Determined to visit the Great Wall of China, we woke up at 6:30 AM, and caught a packed local bus to the bus station. We were on our way out of Beijing by 8:15. Unfortunately, we did not have the direct bus to Simatai, the section of the wall we had chosen to visit. About 2 hours later, we were dropped in Miyun, a city about 30km away from the wall. We tried to find a local bus, but without luck, and our only option was a taxi.  Finally, we agreed on a price and a 3rd passenger, a young British guy who had shared the first bus with us joined us. About 15 minutes into the ride, he realized that he had left his wallet (with all of his money and credit cards on the first bus.) The attempt to explain the problem to the taxi driver was quite funny, as he mimed losing the wallet and his money.
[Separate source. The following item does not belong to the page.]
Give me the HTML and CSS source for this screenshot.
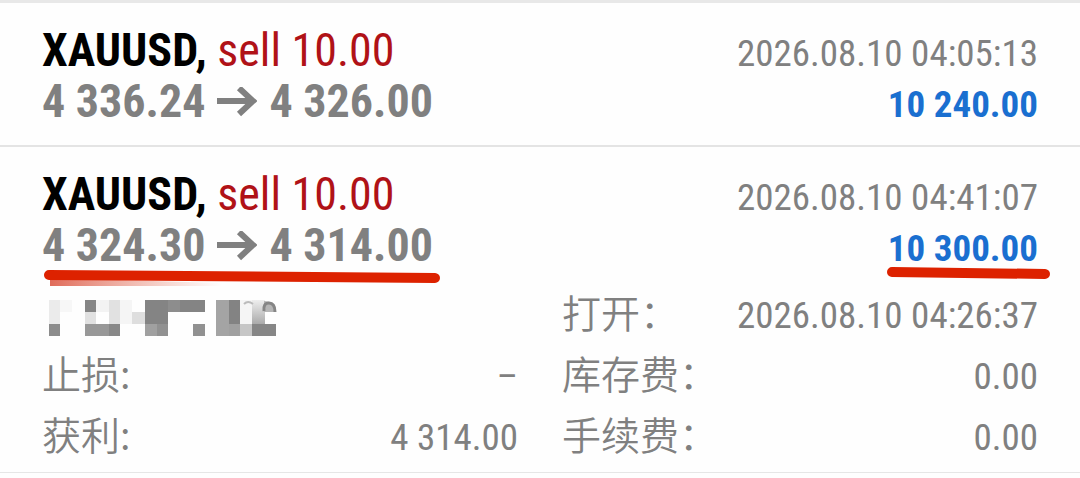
FILE: index.html
```html
<!DOCTYPE html>
<html lang="zh-CN">
<head>
    <meta charset="UTF-8">
    <meta name="viewport" content="width=device-width, initial-scale=1">
    <title>XAUUSD</title>
    <link rel="stylesheet" href="styles.css">
</head>
<body>
    <main class="history">
        <article class="deal">
            <div class="deal-row">
                <div class="symbol">XAUUSD, <span class="side">sell 10.00</span></div>
                <time class="date">2026.08.10 04:05:13</time>
            </div>
            <div class="deal-row">
                <div class="prices">
                    <span>4 336.24</span>
                    <svg class="arrow" viewBox="0 0 40 30" aria-hidden="true"><path d="M0 14H36M22 1L36 14L22 27"/></svg>
                    <span>4 326.00</span>
                </div>
                <div class="profit">10 240.00</div>
            </div>
        </article>
        <article class="deal">
            <div class="deal-row">
                <div class="symbol">XAUUSD, <span class="side">sell 10.00</span></div>
                <time class="date">2026.08.10 04:41:07</time>
            </div>
            <div class="deal-row">
                <div class="prices">
                    <span>4 324.30</span>
                    <svg class="arrow" viewBox="0 0 40 30" aria-hidden="true"><path d="M0 14H36M22 1L36 14L22 27"/></svg>
                    <span>4 314.00</span>
                    <svg class="mark mark-prices" viewBox="0 0 400 20" aria-hidden="true">
                        <defs>
                            <linearGradient id="fade">
                                <stop offset="0" stop-color="#d63a22" stop-opacity=".75"/>
                                <stop offset="1" stop-color="#e06a50" stop-opacity="0"/>
                            </linearGradient>
                        </defs>
                        <path d="M8 8L180 13V16L8 16Z" fill="url(#fade)"/>
                        <path d="M7 5L393 8" class="stroke"/>
                    </svg>
                </div>
                <div class="profit">
                    10 300.00
                    <svg class="mark mark-profit" viewBox="0 0 164 14" aria-hidden="true"><path d="M4 5L157 7" class="stroke"/></svg>
                </div>
            </div>
            <div class="details">
                <div class="detail">
                    <!-- hidden ticket number -->
                    <svg class="mosaic" viewBox="0 -4 235 40" aria-hidden="true">
                        <defs>
                            <linearGradient id="tile" x2="0" y2="1">
                                <stop offset="0" stop-color="#eee"/>
                                <stop offset="1" stop-color="#aaa"/>
                            </linearGradient>
                        </defs>
                        <g shape-rendering="crispEdges">
                            <path fill="#ebebeb" d="M7 0h11v24H7z"/>
                            <path fill="#f7f7f7" d="M18 0h12v12H18z"/>
                            <path fill="#8c8c8c" d="M7 24h11v12H7z"/>
                            <path fill="#858585" d="M43 0h11v12H43z"/>
                            <path fill="#f3f3f3" d="M54 0h13v12H54z"/>
                            <path fill="#e1e1e1" d="M43 12h11v12H43zM67 0h11v24H67z"/>
                            <path fill="#989898" d="M43 24h24v12H43z"/>
                            <path fill="#888" d="M67 24h11v12H67z"/>
                            <path fill="#f5f5f5" d="M78 0h12v24H78z"/>
                            <path fill="#dedede" d="M90 12h13v12H90z"/>
                            <path fill="#848484" d="M103 0h60v12h-37v12h-23z"/>
                            <path fill="#8d8d8d" d="M126 0h12v12h-12z"/>
                            <path fill="#a0a0a0" d="M103 24h12v12h-12z"/>
                            <path fill="#919191" d="M115 24h11v12h-11zM151 24h12v12h-12z"/>
                            <path fill="#a4a4a4" d="M174 0h13v36h-13z"/>
                            <path fill="#838383" d="M187 0h11v24h-11z"/>
                            <path fill="#a0a0a0" d="M187 24h11v12h-11z"/>
                            <path fill="#f5f5f5" d="M198 0h12v24h-12z"/>
                            <path fill="#c6c6c6" d="M198 24h12v12h-12z"/>
                            <path fill="url(#tile)" d="M210 0h13v24h-13z"/>
                            <path fill="#868686" d="M210 24h24v12h-24z"/>
                        </g>
                        <path fill="none" stroke="#bbb" stroke-width="2" d="M202 4q4-4 9 0"/>
                        <path fill="#b5b5b5" d="M222 1q11 0 12 11h-12z"/>
                        <path fill="none" stroke="#858585" stroke-width="3" d="M222 11q-1-8 5-8t6 9"/>
                    </svg>
                </div>
                <div class="detail">
                    <span class="label">打开：</span>
                    <time>2026.08.10 04:26:37</time>
                </div>
                <div class="detail">
                    <span class="label">止损:</span>
                    <span>–</span>
                </div>
                <div class="detail">
                    <span class="label">库存费：</span>
                    <span>0.00</span>
                </div>
                <div class="detail">
                    <span class="label">获利:</span>
                    <span>4 314.00</span>
                </div>
                <div class="detail">
                    <span class="label">手续费：</span>
                    <span>0.00</span>
                </div>
            </div>
        </article>
    </main>
</body>
</html>
```

FILE: styles.css
```css
body {
    margin: 0;
    background: #fefefe;
    color: #808080;
    font-family: "Roboto Condensed", "Liberation Sans Narrow", "Noto Sans CJK SC", sans-serif;
    font-size: 37px;
}
.history {
    border-top: 3px solid #e8e8e8;
}
.deal {
    padding: 22px 42px 18px;
    border-bottom: 2px solid #e4e4e4;
}
.deal:last-child {
    padding-bottom: 4px;
    border-bottom: 1px solid #e6e6e6;
}
.deal-row {
    display: flex;
    justify-content: space-between;
    align-items: baseline;
    line-height: 51px;
}
.symbol,
.prices {
    font-size: 46px;
    font-weight: bold;
    white-space: nowrap;
}
.symbol {
    color: #000;
}
.side {
    color: #b01217;
    font-weight: normal;
}
.prices {
    position: relative;
    display: flex;
    align-items: baseline;
    gap: 12px;
}
.arrow {
    width: 40px;
    height: 30px;
    fill: none;
    stroke: #808080;
    stroke-width: 6;
}
.date,
.profit {
    line-height: 40px;
}
.profit {
    position: relative;
    color: #1a6fd0;
    font-weight: bold;
}
/* hand-drawn underlines lie over the text */
.mark {
    position: absolute;
    overflow: visible;
}
.mark-prices {
    left: 0;
    top: 50px;
    width: 400px;
    height: 20px;
}
.mark-profit {
    right: -14px;
    top: 38px;
    width: 164px;
    height: 14px;
}
.stroke {
    fill: none;
    stroke: #dd2200;
    stroke-width: 10;
    stroke-linecap: round;
}
.details {
    display: grid;
    grid-template-columns: 1fr 1fr;
    column-gap: 44px;
    margin-top: 14px;
    line-height: 61px;
}
.detail {
    display: flex;
    justify-content: space-between;
    align-items: baseline;
    height: 61px;
}
.label {
    font-family: "Noto Sans CJK SC", sans-serif;
    font-size: 39px;
    font-weight: 350;
    line-height: 50px;
}
.mosaic {
    align-self: center;
    width: 235px;
    height: 40px;
}
```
The taxi driver tried to help by calling someone (we think the driver of the bus) but with no luck.  We decided to loan him the money to visit the wall and to get back to Beijing.  We finally arrived in Simatai around 12.

The Great Wall of China extends covers 6,700 kilometers (4,163 miles) from east to west of China.  Construction began over 2,000 years ago. It was built as a protective fortress. We chose to visit Simatai because it is one of the least “touristy” sections and most rugged sections of the wall. We climbed a steep section, divided by towers with views on the reservoir and green hills below. It was quite foggy, so the visibility was quite bad, but at the same time it added a sense of isolation.  Probably the same feeling, the watch tower guards had 1,000 years ago.  The return to Beijing was a bit faster, and we finally got back to Bruno and Seunghee’s around 7. Our last evening in Beijing, we went for hamburgers, beer, and our favourite, sport, darts. 

The day we left for Hong Kong, Bruno flew to France and Seunghee to Korea. We were exhausted as we got on the plane, but quite happy with our visit to the Chinese capital.